Studiengangsleiter/in – eine Schlüsselperson

Weiterbildungsstudiengänge sind aufgrund ihrer Marktausrichtung, der meist schon hochqualifizierten Teilnehmenden mit ihren Erwartungen und Erfahrungen sowie ihrem Umfang, Dauer und Anforderungen, sehr anspruchsvolle „Produkte“. Sie sind weit mehr als die Summe von einzelnen Vorlesungen, Seminaren, Workshops oder Einzelkursen. Weiterbildungsstudiengänge bedingen eine äusserst anspruchsvolle Führung mit hoch qualifizierten Studiengangsleitenden. Diese führen Weiterbildungsangebote sowohl strategisch wie auch operativ, sowohl personell wie auch finanziell, sowohl inhaltlich wie auch terminlich. Sie stellen sicher, dass die Anforderungen der verschiedenen externen Anspruchsgruppen, d.h. der Teilnehmenden, ihrer Vorgesetzten (z.B. Schulleitungen), des Arbeitgebers (i.d.R. der Kanton) usw. im Einklang mit den internen Anforderungen bezüglich inhaltlicher und formaler Qualität sowie finanzieller Machbarkeit sind.

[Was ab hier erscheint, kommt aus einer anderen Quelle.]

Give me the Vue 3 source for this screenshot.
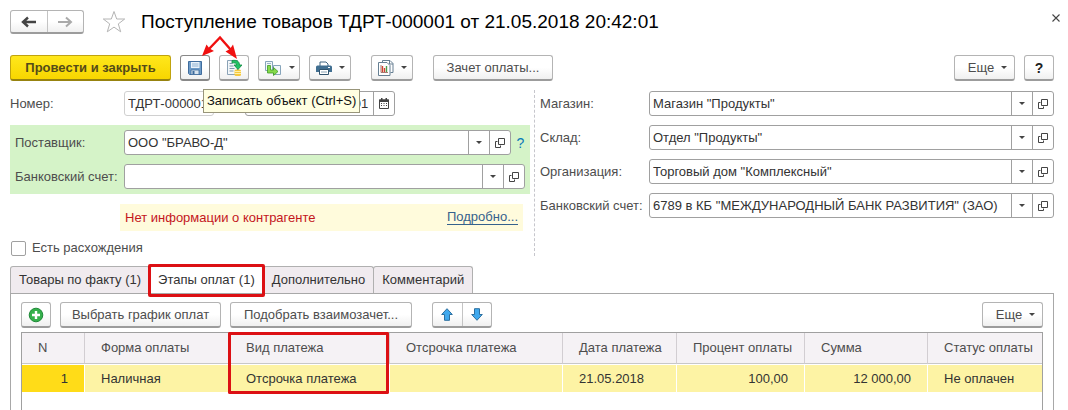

Höchste Qualifikationsanforderungen

Die sehr dynamischen Entwicklung des Weiterbildungsmarktes für Weiterbildungsstudiengänge (CAS, DAS, MAS) hat es mit sich gebracht, dass auch Studiengangsleitungen ohne die notwendigen Qualifikationen eingesetzt wurden. Entwicklungspotentiale konnten sowohl beim betriebswirtschaftlichen Basiswissen (finanzielle- und personelle Führung, Marketing und Prozessmanagement) wie auch bei der Kundenorientierung und dem Unternehmertum festgestellt werden. Das Angebot an qualifizierten Studiengangsleitenden ist nach wie vor begrenzt, was auch mit den hohen Anforderungen und dem relativ bescheidenen Statusgewinn verbunden ist. Es ist zu hoffen, dass mit der Akzentverschiebung von der Grundbildung hin zur Weiterbildung auch das Ansehen und der Lohn steigen und sich mehr Fachpersonen für den Beruf des/der Studiengangsleitenden interessieren und qualifizieren (z.B. über einen «CAS Leitung von Studiengängen und Projekten an Hochschulen»). Das lebenslange Lernen und damit die gesamte Gesellschaft und die Wirtschaft werden  dann nochmals gewinnen, wenn die Studiengangsleitenden den hohen Anforderungen entsprechend qualifiziert, angesehen und entlohnt werden.